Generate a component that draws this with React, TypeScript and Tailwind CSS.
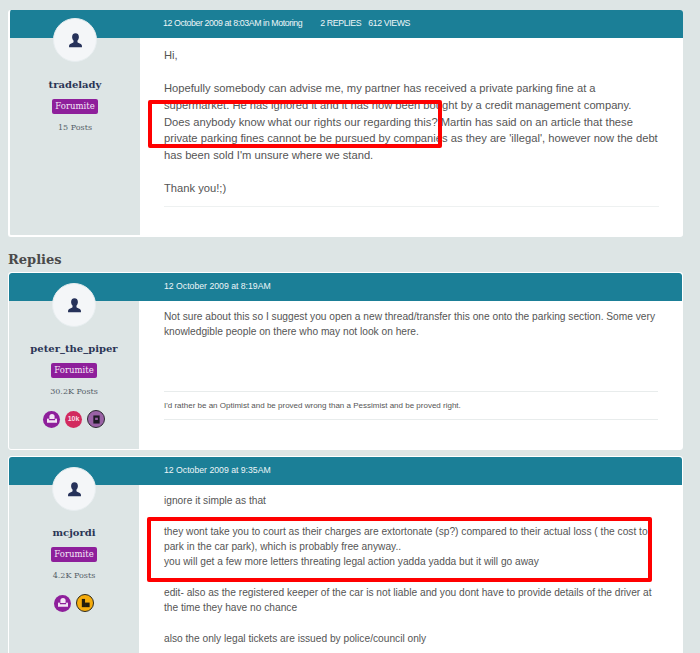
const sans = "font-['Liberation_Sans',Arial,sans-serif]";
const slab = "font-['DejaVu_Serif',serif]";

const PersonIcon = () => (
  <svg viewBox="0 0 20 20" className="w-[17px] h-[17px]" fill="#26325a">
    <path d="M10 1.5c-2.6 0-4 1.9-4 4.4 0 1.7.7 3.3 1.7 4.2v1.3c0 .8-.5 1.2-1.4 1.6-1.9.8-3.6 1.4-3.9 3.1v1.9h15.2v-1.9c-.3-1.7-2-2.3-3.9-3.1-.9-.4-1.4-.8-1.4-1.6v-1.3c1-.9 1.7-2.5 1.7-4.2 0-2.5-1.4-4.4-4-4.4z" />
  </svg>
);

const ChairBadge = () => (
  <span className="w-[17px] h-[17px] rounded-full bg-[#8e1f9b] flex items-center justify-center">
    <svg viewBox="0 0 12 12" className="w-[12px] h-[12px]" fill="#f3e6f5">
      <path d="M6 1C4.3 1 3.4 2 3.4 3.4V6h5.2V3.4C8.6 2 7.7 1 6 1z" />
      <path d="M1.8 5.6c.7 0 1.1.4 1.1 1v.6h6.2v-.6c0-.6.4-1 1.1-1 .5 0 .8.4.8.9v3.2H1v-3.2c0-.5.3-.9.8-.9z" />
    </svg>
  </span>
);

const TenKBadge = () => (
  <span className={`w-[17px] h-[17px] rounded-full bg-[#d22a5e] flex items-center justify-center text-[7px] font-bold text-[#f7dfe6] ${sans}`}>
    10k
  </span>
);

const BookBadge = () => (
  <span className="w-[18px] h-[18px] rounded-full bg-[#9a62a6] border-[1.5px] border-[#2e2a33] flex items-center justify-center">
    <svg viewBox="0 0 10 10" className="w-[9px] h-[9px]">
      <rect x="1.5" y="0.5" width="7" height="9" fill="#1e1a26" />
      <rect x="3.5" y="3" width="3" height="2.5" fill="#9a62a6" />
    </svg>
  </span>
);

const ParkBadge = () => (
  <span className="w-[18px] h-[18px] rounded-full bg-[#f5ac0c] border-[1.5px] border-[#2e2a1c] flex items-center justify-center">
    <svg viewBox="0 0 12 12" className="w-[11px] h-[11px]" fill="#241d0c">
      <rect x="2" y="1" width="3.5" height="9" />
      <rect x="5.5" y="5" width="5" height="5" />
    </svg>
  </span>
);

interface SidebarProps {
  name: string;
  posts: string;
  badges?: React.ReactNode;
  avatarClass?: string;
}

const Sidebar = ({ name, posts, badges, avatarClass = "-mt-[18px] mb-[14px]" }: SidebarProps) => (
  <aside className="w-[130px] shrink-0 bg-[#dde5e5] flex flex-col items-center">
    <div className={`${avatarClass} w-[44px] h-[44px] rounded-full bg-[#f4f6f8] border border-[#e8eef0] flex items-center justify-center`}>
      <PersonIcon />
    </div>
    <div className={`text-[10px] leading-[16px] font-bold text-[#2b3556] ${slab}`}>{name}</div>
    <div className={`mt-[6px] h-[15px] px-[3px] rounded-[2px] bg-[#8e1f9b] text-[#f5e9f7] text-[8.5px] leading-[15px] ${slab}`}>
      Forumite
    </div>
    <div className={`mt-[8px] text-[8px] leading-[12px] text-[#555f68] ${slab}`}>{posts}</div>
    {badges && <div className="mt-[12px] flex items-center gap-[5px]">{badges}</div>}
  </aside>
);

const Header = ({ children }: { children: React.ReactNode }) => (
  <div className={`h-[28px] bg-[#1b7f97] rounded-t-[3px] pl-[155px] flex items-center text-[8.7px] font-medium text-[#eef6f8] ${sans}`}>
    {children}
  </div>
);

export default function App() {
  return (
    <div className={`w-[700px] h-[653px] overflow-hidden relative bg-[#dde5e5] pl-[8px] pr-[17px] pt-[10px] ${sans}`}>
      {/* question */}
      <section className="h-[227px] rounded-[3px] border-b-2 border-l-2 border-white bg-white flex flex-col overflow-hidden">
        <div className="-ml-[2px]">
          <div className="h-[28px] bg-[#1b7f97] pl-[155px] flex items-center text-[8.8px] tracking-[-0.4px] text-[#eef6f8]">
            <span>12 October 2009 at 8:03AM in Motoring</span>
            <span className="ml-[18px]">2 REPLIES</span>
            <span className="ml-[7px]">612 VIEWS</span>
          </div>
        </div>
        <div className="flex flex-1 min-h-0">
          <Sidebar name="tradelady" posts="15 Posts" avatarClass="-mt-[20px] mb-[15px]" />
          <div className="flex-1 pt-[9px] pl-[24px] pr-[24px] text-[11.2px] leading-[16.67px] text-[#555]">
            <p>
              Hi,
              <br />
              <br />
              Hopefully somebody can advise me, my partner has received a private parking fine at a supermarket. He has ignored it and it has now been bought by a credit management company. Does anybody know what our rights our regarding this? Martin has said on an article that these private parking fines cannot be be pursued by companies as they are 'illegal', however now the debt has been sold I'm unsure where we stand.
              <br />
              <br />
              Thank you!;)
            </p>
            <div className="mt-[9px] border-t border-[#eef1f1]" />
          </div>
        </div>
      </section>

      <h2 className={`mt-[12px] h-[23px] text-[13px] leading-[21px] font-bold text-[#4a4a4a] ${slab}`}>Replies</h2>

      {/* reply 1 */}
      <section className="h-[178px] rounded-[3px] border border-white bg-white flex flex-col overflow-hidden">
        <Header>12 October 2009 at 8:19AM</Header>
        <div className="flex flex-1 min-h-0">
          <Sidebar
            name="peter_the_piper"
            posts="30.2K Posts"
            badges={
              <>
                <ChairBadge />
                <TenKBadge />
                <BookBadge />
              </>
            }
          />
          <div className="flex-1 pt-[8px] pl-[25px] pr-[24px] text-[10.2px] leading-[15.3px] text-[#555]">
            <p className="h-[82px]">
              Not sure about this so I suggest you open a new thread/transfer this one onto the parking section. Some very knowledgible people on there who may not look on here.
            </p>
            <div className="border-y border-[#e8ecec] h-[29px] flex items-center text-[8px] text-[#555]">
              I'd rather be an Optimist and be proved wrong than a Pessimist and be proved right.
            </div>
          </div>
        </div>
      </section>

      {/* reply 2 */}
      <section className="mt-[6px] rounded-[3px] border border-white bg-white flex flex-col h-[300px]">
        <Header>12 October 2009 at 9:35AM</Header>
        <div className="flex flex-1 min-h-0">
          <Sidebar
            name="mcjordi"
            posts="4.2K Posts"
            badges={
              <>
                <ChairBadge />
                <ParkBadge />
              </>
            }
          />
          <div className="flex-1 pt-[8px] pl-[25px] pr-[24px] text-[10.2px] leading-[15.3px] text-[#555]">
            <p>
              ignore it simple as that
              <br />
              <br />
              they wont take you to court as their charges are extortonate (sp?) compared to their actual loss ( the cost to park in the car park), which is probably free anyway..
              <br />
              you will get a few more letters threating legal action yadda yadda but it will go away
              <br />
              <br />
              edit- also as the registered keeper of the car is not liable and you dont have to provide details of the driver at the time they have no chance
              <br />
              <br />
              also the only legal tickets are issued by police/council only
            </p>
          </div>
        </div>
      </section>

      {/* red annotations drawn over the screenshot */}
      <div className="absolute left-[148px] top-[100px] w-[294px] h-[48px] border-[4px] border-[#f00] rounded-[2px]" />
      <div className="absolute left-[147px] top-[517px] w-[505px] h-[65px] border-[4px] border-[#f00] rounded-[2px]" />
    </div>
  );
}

Given exercise: All of the material above is to be copied exactly, except for its images.

Correct output:
Generate a component that draws this with React, TypeScript and Tailwind CSS.
const sans = "font-['Liberation_Sans',Arial,sans-serif]";
const slab = "font-['DejaVu_Serif',serif]";

const PersonIcon = () => (
  <svg viewBox="0 0 20 20" className="w-[17px] h-[17px]" fill="#26325a">
    <path d="M10 1.5c-2.6 0-4 1.9-4 4.4 0 1.7.7 3.3 1.7 4.2v1.3c0 .8-.5 1.2-1.4 1.6-1.9.8-3.6 1.4-3.9 3.1v1.9h15.2v-1.9c-.3-1.7-2-2.3-3.9-3.1-.9-.4-1.4-.8-1.4-1.6v-1.3c1-.9 1.7-2.5 1.7-4.2 0-2.5-1.4-4.4-4-4.4z" />
  </svg>
);

const ChairBadge = () => (
  <span className="w-[17px] h-[17px] rounded-full bg-[#8e1f9b] flex items-center justify-center">
    <svg viewBox="0 0 12 12" className="w-[12px] h-[12px]" fill="#f3e6f5">
      <path d="M6 1C4.3 1 3.4 2 3.4 3.4V6h5.2V3.4C8.6 2 7.7 1 6 1z" />
      <path d="M1.8 5.6c.7 0 1.1.4 1.1 1v.6h6.2v-.6c0-.6.4-1 1.1-1 .5 0 .8.4.8.9v3.2H1v-3.2c0-.5.3-.9.8-.9z" />
    </svg>
  </span>
);

const TenKBadge = () => (
  <span className={`w-[17px] h-[17px] rounded-full bg-[#d22a5e] flex items-center justify-center text-[7px] font-bold text-[#f7dfe6] ${sans}`}>
    10k
  </span>
);

const BookBadge = () => (
  <span className="w-[18px] h-[18px] rounded-full bg-[#9a62a6] border-[1.5px] border-[#2e2a33] flex items-center justify-center">
    <svg viewBox="0 0 10 10" className="w-[9px] h-[9px]">
      <rect x="1.5" y="0.5" width="7" height="9" fill="#1e1a26" />
      <rect x="3.5" y="3" width="3" height="2.5" fill="#9a62a6" />
    </svg>
  </span>
);

const ParkBadge = () => (
  <span className="w-[18px] h-[18px] rounded-full bg-[#f5ac0c] border-[1.5px] border-[#2e2a1c] flex items-center justify-center">
    <svg viewBox="0 0 12 12" className="w-[11px] h-[11px]" fill="#241d0c">
      <rect x="2" y="1" width="3.5" height="9" />
      <rect x="5.5" y="5" width="5" height="5" />
    </svg>
  </span>
);

interface SidebarProps {
  name: string;
  posts: string;
  badges?: React.ReactNode;
  avatarClass?: string;
}

const Sidebar = ({ name, posts, badges, avatarClass = "-mt-[18px] mb-[14px]" }: SidebarProps) => (
  <aside className="w-[130px] shrink-0 bg-[#dde5e5] flex flex-col items-center">
    <div className={`${avatarClass} w-[44px] h-[44px] rounded-full bg-[#f4f6f8] border border-[#e8eef0] flex items-center justify-center`}>
      <PersonIcon />
    </div>
    <div className={`text-[10px] leading-[16px] font-bold text-[#2b3556] ${slab}`}>{name}</div>
    <div className={`mt-[6px] h-[15px] px-[3px] rounded-[2px] bg-[#8e1f9b] text-[#f5e9f7] text-[8.5px] leading-[15px] ${slab}`}>
      Forumite
    </div>
    <div className={`mt-[8px] text-[8px] leading-[12px] text-[#555f68] ${slab}`}>{posts}</div>
    {badges && <div className="mt-[12px] flex items-center gap-[5px]">{badges}</div>}
  </aside>
);

const Header = ({ children }: { children: React.ReactNode }) => (
  <div className={`h-[28px] bg-[#1b7f97] rounded-t-[3px] pl-[155px] flex items-center text-[8.7px] font-medium text-[#eef6f8] ${sans}`}>
    {children}
  </div>
);

export default function App() {
  return (
    <div className={`w-[700px] h-[653px] overflow-hidden relative bg-[#dde5e5] pl-[8px] pr-[17px] pt-[10px] ${sans}`}>
      {/* question */}
      <section className="h-[227px] rounded-[3px] border-b-2 border-l-2 border-white bg-white flex flex-col overflow-hidden">
        <div className="-ml-[2px]">
          <div className="h-[28px] bg-[#1b7f97] pl-[155px] flex items-center text-[8.8px] tracking-[-0.4px] text-[#eef6f8]">
            <span>12 October 2009 at 8:03AM in Motoring</span>
            <span className="ml-[18px]">2 REPLIES</span>
            <span className="ml-[7px]">612 VIEWS</span>
          </div>
        </div>
        <div className="flex flex-1 min-h-0">
          <Sidebar name="tradelady" posts="15 Posts" avatarClass="-mt-[20px] mb-[15px]" />
          <div className="flex-1 pt-[9px] pl-[24px] pr-[24px] text-[11.2px] leading-[16.67px] text-[#555]">
            <p>
              Hi,
              <br />
              <br />
              Hopefully somebody can advise me, my partner has received a private parking fine at a supermarket. He has ignored it and it has now been bought by a credit management company. Does anybody know what our rights our regarding this? Martin has said on an article that these private parking fines cannot be be pursued by companies as they are 'illegal', however now the debt has been sold I'm unsure where we stand.
              <br />
              <br />
              Thank you!;)
            </p>
            <div className="mt-[9px] border-t border-[#eef1f1]" />
          </div>
        </div>
      </section>

      <h2 className={`mt-[12px] h-[23px] text-[13px] leading-[21px] font-bold text-[#4a4a4a] ${slab}`}>Replies</h2>

      {/* reply 1 */}
      <section className="h-[178px] rounded-[3px] border border-white bg-white flex flex-col overflow-hidden">
        <Header>12 October 2009 at 8:19AM</Header>
        <div className="flex flex-1 min-h-0">
          <Sidebar
            name="peter_the_piper"
            posts="30.2K Posts"
            badges={
              <>
                <ChairBadge />
                <TenKBadge />
                <BookBadge />
              </>
            }
          />
          <div className="flex-1 pt-[8px] pl-[25px] pr-[24px] text-[10.2px] leading-[15.3px] text-[#555]">
            <p className="h-[82px]">
              Not sure about this so I suggest you open a new thread/transfer this one onto the parking section. Some very knowledgible people on there who may not look on here.
            </p>
            <div className="border-y border-[#e8ecec] h-[29px] flex items-center text-[8px] text-[#555]">
              I'd rather be an Optimist and be proved wrong than a Pessimist and be proved right.
            </div>
          </div>
        </div>
      </section>

      {/* reply 2 */}
      <section className="mt-[6px] rounded-[3px] border border-white bg-white flex flex-col h-[300px]">
        <Header>12 October 2009 at 9:35AM</Header>
        <div className="flex flex-1 min-h-0">
          <Sidebar
            name="mcjordi"
            posts="4.2K Posts"
            badges={
              <>
                <ChairBadge />
                <ParkBadge />
              </>
            }
          />
          <div className="flex-1 pt-[8px] pl-[25px] pr-[24px] text-[10.2px] leading-[15.3px] text-[#555]">
            <p>
              ignore it simple as that
              <br />
              <br />
              they wont take you to court as their charges are extortonate (sp?) compared to their actual loss ( the cost to park in the car park), which is probably free anyway..
              <br />
              you will get a few more letters threating legal action yadda yadda but it will go away
              <br />
              <br />
              edit- also as the registered keeper of the car is not liable and you dont have to provide details of the driver at the time they have no chance
              <br />
              <br />
              also the only legal tickets are issued by police/council only
            </p>
          </div>
        </div>
      </section>

      {/* red annotations drawn over the screenshot */}
      <div className="absolute left-[148px] top-[100px] w-[294px] h-[48px] border-[4px] border-[#f00] rounded-[2px]" />
      <div className="absolute left-[147px] top-[517px] w-[505px] h-[65px] border-[4px] border-[#f00] rounded-[2px]" />
    </div>
  );
}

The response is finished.